Curarsi lontano da casa: 750 mila migranti della salute

Ogni anno 750mila persone scelgono di farsi curare lontano da casa: si tratta di persone che per i motivi più diversi scelgono di gestire un problema di salute in una regione diversa dalla loro, e 400mila di questi si trovano in situazioni di grave disagio.

Ogni anno 750mila persone scelgono di farsi curare lontano da casa: si tratta di persone che per i motivi più diversi scelgono di gestire un problema di salute in una regione diversa dalla loro, e 400mila di questi si trovano in situazioni di grave disagio. Un vero e proprio fenomeno di «migranti della salute», tracciato a Milano in un incontro organizzato da Ubi Banca e CasAmica, un’organizzazione di volontariato che dal 1986 accoglie i malati (e i loro famigliari) costretti a spostarsi in altre città per cure e interventi chirurgici.

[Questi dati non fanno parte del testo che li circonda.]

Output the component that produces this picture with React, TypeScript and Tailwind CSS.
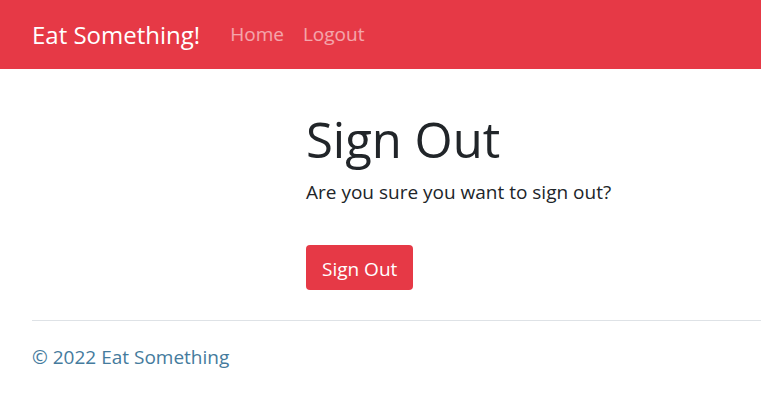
export default function App() {
  return (
    <div className="min-h-screen bg-white font-['Open_Sans',sans-serif] text-[#212529]">
      {/* Navbar */}
      <nav className="h-[69px] bg-[#e63946] flex items-center px-8">
        <span className="text-[24px] text-white mr-[30px]">Eat Something!</span>
        <a className="text-[19px] text-white/55 mr-[19px]">Home</a>
        <a className="text-[19px] text-white/55">Logout</a>
      </nav>

      {/* Main */}
      <main className="pl-[306px] pt-[41px] pb-[30px]">
        <h1 className="text-[49px] leading-[1.2] mb-[9px]">Sign Out</h1>
        <p className="text-[19px] mb-[39px]">Are you sure you want to sign out?</p>
        <button className="bg-[#e63946] text-white text-[19px] rounded-[4px] h-[45px] px-4 pt-[3px]">
          Sign Out
        </button>
      </main>

      {/* Footer */}
      <footer className="ml-8 border-t border-[#dee2e6] pt-[22px]">
        <p className="text-[#457b9d] text-[19px]">© 2022 Eat Something</p>
      </footer>
    </div>
  );
}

A questi migranti della salute si aggiungono circa 640mila accompagnatori, per un totale di circa 1,5 milioni di persone in movimento. Il 25% circa «si allontana non più di 100 km da casa, il 12% non più di 50 km, mentre un altro 23% fa un viaggio di oltre 400 km», come si legge in un rapporto Censis per CasAmica. Grazie alla collaborazione tra Ubi Banca e CasAmica, alla onlus sono stati devoluti 200mila euro «provenienti dalle commissioni di collocamento e di un ammontare pari al 4% delle commissioni di gestione annue del fondo Ubi Pramerica Bilanciato Etico». I fondi finanzieranno le attività dell’associazione, che gestisce diverse case di accoglienza in più città d’Italia e che solo a Milano può dedicare 100 posti letto ai migranti della salute e ai loro accompagnatori.

La scelta di «migrare» in un’altra regione «rappresenta nella grande maggioranza dei casi una decisione del cittadino - si legge nel rapporto - legata principalmente alla ricerca di prestazioni sanitarie particolarmente qualificate per la propria patologia. Si tratta quindi di una scelta informata», ricavata nella maggior parte dei casi (55%) dal medico di famiglia, o attraverso familiari e amici (18%). Infine, la scelta di migrare «non sembra legata esclusivamente all’esigenza di curare patologie più gravi», dato che il 21% ha bisogno di un ricovero di oltre 15 giorni, ma nel 25% dei casi il ricovero è di 1-3 giorni. «Lo spettro delle patologie per le quali si decide di migrare può essere quindi abbastanza ampio e comprendere prestazioni che richiedono una permanenza in ospedale piuttosto limitata».